The news last month that Kushner would buy the Press-Enterprise, which has suffered through significant declines in circulation and staffing, was greeted with great excitement.

Kushner acquired the Register and two other California papers in July 2012 for $50 million plus the assumption of various liabilities, including at least $110 million in unfunded pension obligations.

Since then, he has hired hundreds of journalists, opened a new paper in Long Beach and greatly expanded the print product.
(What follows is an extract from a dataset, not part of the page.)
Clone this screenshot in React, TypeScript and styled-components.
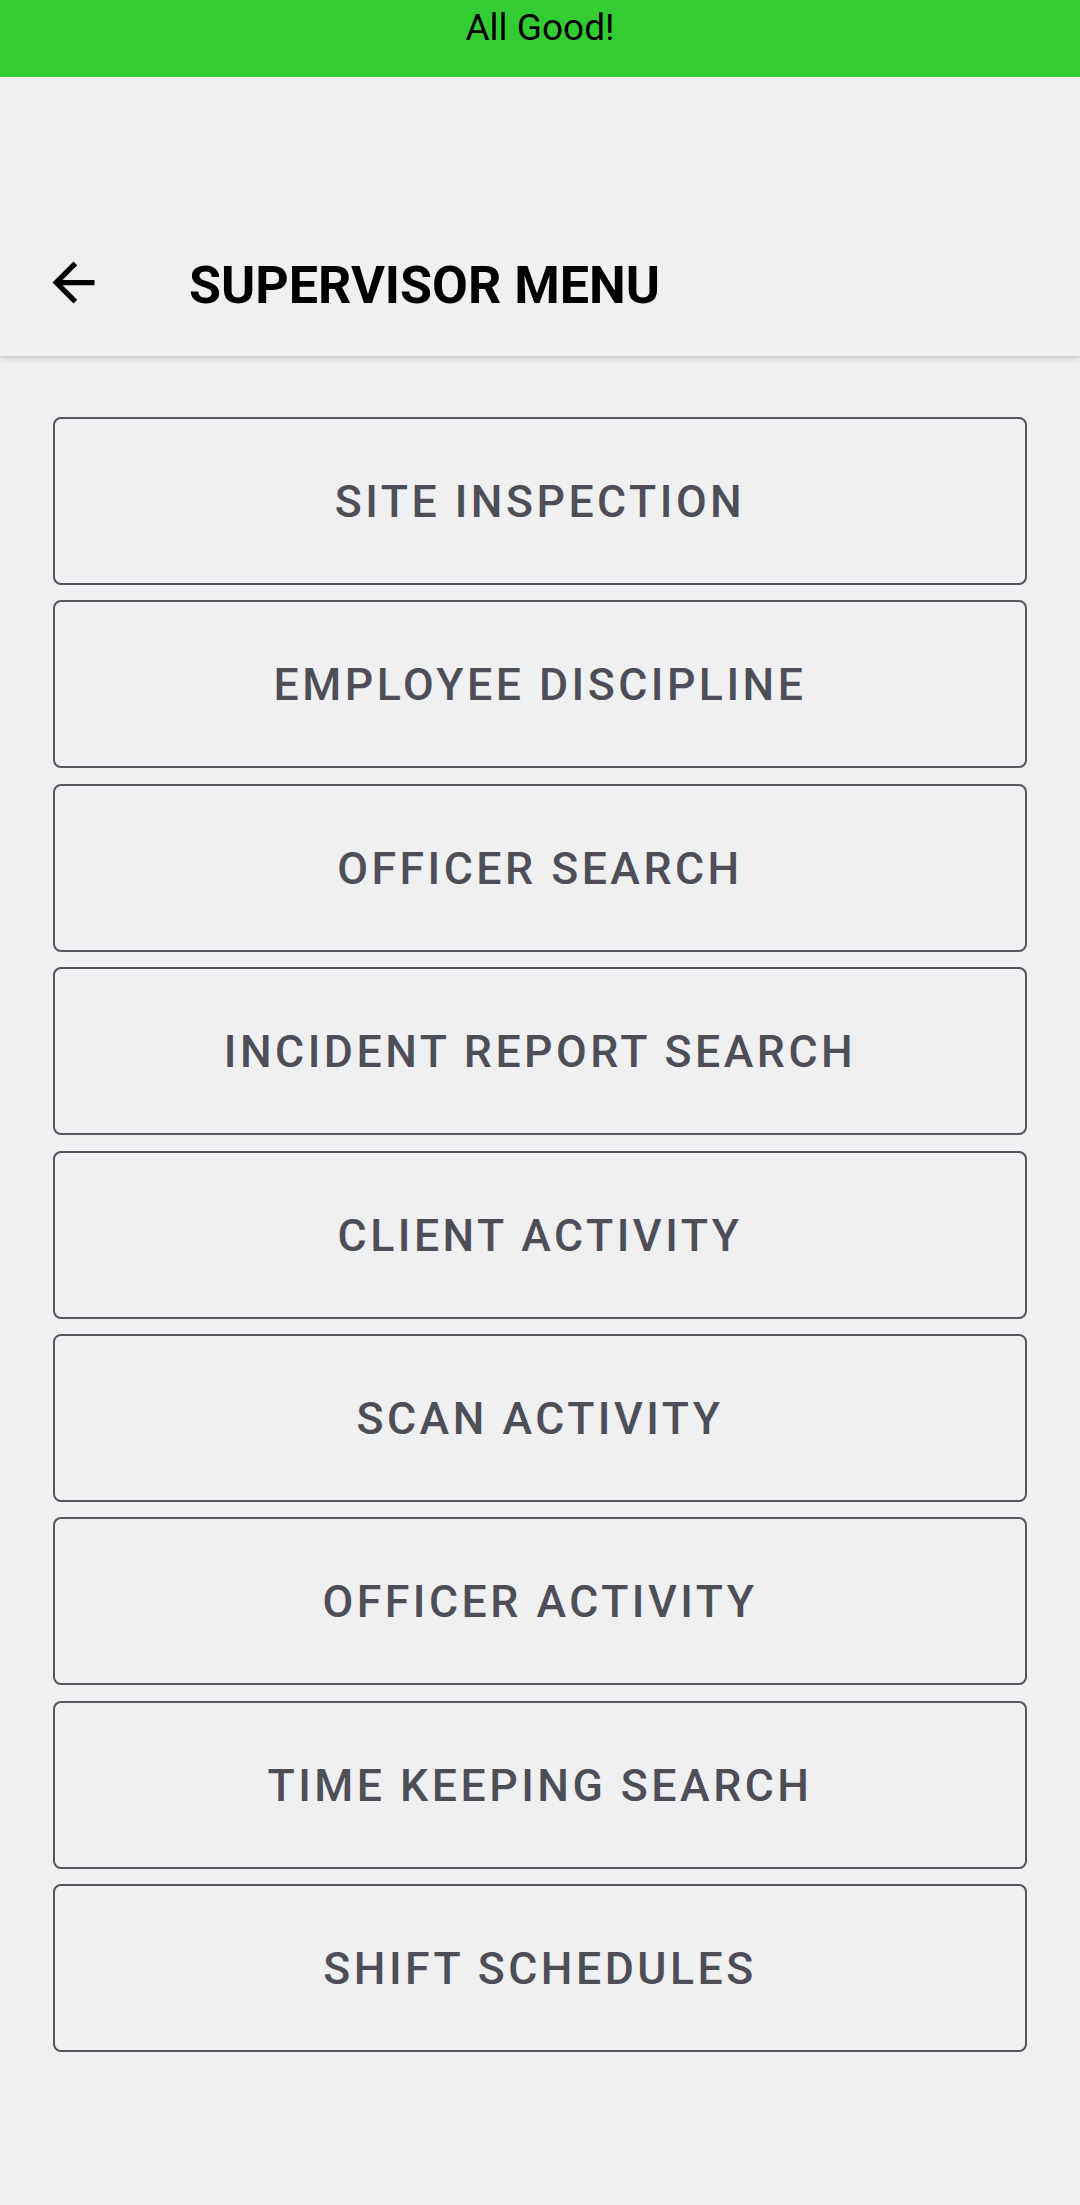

His agreement to pay more than $25 million for a paper representing an economically hard-hit community underscored the notion that Kushner had a vision for a newspaper renaissance.

Meeting with employees of the Press-Enterprise last month, he pledged to continue to expand. “There is only one path for the survival of newspapers and that is to grow,” he said.
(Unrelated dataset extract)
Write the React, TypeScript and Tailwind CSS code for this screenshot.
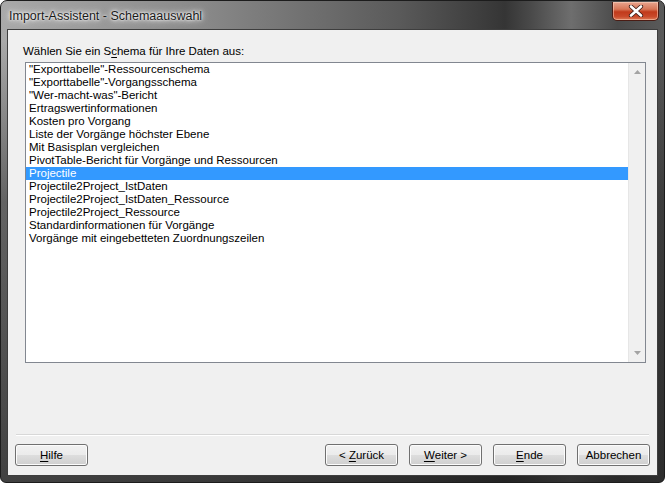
import React from "react";

const items = [
  '"Exporttabelle"-Ressourcenschema',
  '"Exporttabelle"-Vorgangsschema',
  '"Wer-macht-was"-Bericht',
  "Ertragswertinformationen",
  "Kosten pro Vorgang",
  "Liste der Vorgänge höchster Ebene",
  "Mit Basisplan vergleichen",
  "PivotTable-Bericht für Vorgänge und Ressourcen",
  "Projectile",
  "Projectile2Project_IstDaten",
  "Projectile2Project_IstDaten_Ressource",
  "Projectile2Project_Ressource",
  "Standardinformationen für Vorgänge",
  "Vorgänge mit eingebetteten Zuordnungszeilen",
];

function Btn({ children }: { children: React.ReactNode }) {
  return (
    <div className="w-[73px] h-[22px] pt-[2px] rounded-[3px] border border-[#707070] bg-[linear-gradient(180deg,#f2f2f2_0%,#ebebeb_50%,#dddddd_51%,#cfcfcf_100%)] shadow-[inset_0_0_0_1px_#fcfcfc] flex items-center justify-center text-[11.5px] text-black whitespace-pre">
      {children}
    </div>
  );
}

export default function App() {
  return (
    <div
      className="w-[665px] h-[483px] flex flex-col rounded-t-[7px] rounded-b-[6px] border border-[#1c1c1c] px-[6px] pb-[6px] bg-[linear-gradient(180deg,rgba(0,0,0,0)_0px,rgba(0,0,0,0)_40px,rgba(30,30,30,0.5)_200px,rgba(30,30,30,0.75)_483px),linear-gradient(90deg,#a9a9a9_0%,#8a8a8a_30%,#5a5a5a_60%,#353535_76%,#4a4a4a_80%,#6e6e6e_86%,#4a4a4a_93%,#5a5a5a_100%)]"
      style={{ fontFamily: '"Liberation Sans", Arial, sans-serif' }}
    >
      {/* title bar */}
      <div className="h-[28px] flex items-start justify-between shrink-0">
        <div className="pl-[2px] pt-[7px] text-[12.5px] leading-[16px] text-[#1a1a1a] [text-shadow:0_0_8px_#ffffff,0_0_4px_#ffffff,0_0_2px_#ffffff]">
          Import-Assistent - Schemaauswahl
        </div>
        <div className="mt-[1px] -mr-[1px] w-[47px] h-[19px] rounded-b-[5px] border border-[#4a1c14] border-t-0 bg-[linear-gradient(180deg,#e8a58f_0%,#d77657_40%,#c13a1b_55%,#c9492a_80%,#dd7a55_100%)] shadow-[inset_0_0_0_1px_rgba(255,220,200,0.5)] flex items-center justify-center">
          <svg width="16" height="12" viewBox="0 0 16 12">
            <path d="M3 1.5 L13 10.5 M13 1.5 L3 10.5" stroke="#3a1a14" strokeWidth="4.2" strokeLinecap="round" />
            <path d="M3 1.5 L13 10.5 M13 1.5 L3 10.5" stroke="#ffffff" strokeWidth="2.6" strokeLinecap="round" />
          </svg>
        </div>
      </div>

      {/* client */}
      <div className="flex-1 border border-[#3e3e3e] bg-[#f0f0f0] flex flex-col text-[11.5px] text-black">
        <div className="pl-[15px] pt-[13px] leading-[16px]">
          Wählen Sie ein S<span className="underline underline-offset-2">c</span>hema für Ihre Daten aus:
        </div>
        <div className="ml-[17px] mt-[3px] w-[621px] h-[301px] border border-[#828790] bg-white flex">
          <div className="flex-1 flex flex-col">
            {items.map((t, i) => (
              <div
                key={t}
                className={
                  "h-[13px] leading-[13px] pl-[3px] whitespace-nowrap " +
                  (i === 8 ? "bg-[#3399ff] text-white" : "text-black")
                }
              >
                {t}
              </div>
            ))}
          </div>
          <div className="w-[17px] bg-[#f0f0f0] border-l border-[#e6e6e6] flex flex-col justify-between items-center py-[7px]">
            <svg width="7" height="4" viewBox="0 0 7 4">
              <path d="M0 4 L3.5 0 L7 4 Z" fill="#a3a3a3" />
            </svg>
            <svg width="7" height="4" viewBox="0 0 7 4">
              <path d="M0 0 L3.5 4 L7 0 Z" fill="#a3a3a3" />
            </svg>
          </div>
        </div>
        <div className="mx-[8px] mt-[71px] h-[1px] bg-[#d8d8d8] shadow-[0_1px_0_#ffffff]" />
        <div className="mt-[9px] px-[7px] flex justify-between">
          <Btn>
            <span className="underline underline-offset-2">H</span>ilfe
          </Btn>
          <div className="flex gap-[11px]">
            <Btn>
              {"< "}
              <span className="underline underline-offset-2">Z</span>urück
            </Btn>
            <Btn>
              <span className="underline underline-offset-2">W</span>
              {"eiter >"}
            </Btn>
            <Btn>
              <span className="underline underline-offset-2">E</span>nde
            </Btn>
            <Btn>Abbrechen</Btn>
          </div>
        </div>
      </div>
    </div>
  );
}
But the reworked terms of the Press-Enterprise deal appear to underscore swirling rumors in media circles that Kushner’s financing for the purchase may have fallen through. And that, in turn, feeds mounting concerns about how financially viable Freedom Communications’ aggressive growth strategy really is.

One clause of the new sales agreement, for example, said that Kushner must prove his company is “solvent” and won’t have “an unreasonably small amount of capital for the business in which it is engaged.”

In addition, the filing said, Freedom must “pay its debts as they become absolute and mature.”

Kushner, a former greeting card company executive, purchased Freedom with a loan from Crystal Financial, a private lender. Executives at Crystal have declined to comment on the terms or status of that loan.

In addition, the new deal terms prohibit Kushner from paying a portion of the sales price with $17.45 million held in an escrow account as part of his 2012 purchase of Freedom.

That amount -- called a holdback and used to protect buyers from unexpected losses in a deal -- is at the center of a lawsuit filed late last month by the prior owners of the company.

Kushner has refused to pay and maintains that former company executives fraudulently misstated and concealed financial information leading up to closing, leading him to overpay.

Kushner and his companies are also subject to at least two other lawsuits with multimillion-dollar claims related to his purchase of Freedom.

If the latest deal falls through, A.H. Belo would keep the $1-million down payment from Kushner, which the filing said has already been paid. But it would still be a significant blow to the Dallas concern, which has been attempting to shrink its portfolio of newspapers for some time.

Still, the company appears to be preparing for that contingency. The filing said Kushner had agreed that A.H. Belo may “immediately pursue alternative transactions” for the paper if the sales agreement is terminated.

An aborted sale would also go over poorly among the 375 employees of the Press-Enterprise, a group diminished by nearly two-thirds in the past decade and by now accustomed to hard times. In July, A.H. Belo sold the building where the newspaper is located for $30 million.

Speaking to a group of staffers last month, Kushner issued what might have been a warning.

“The transition will not be easy,” he said. “It never is.”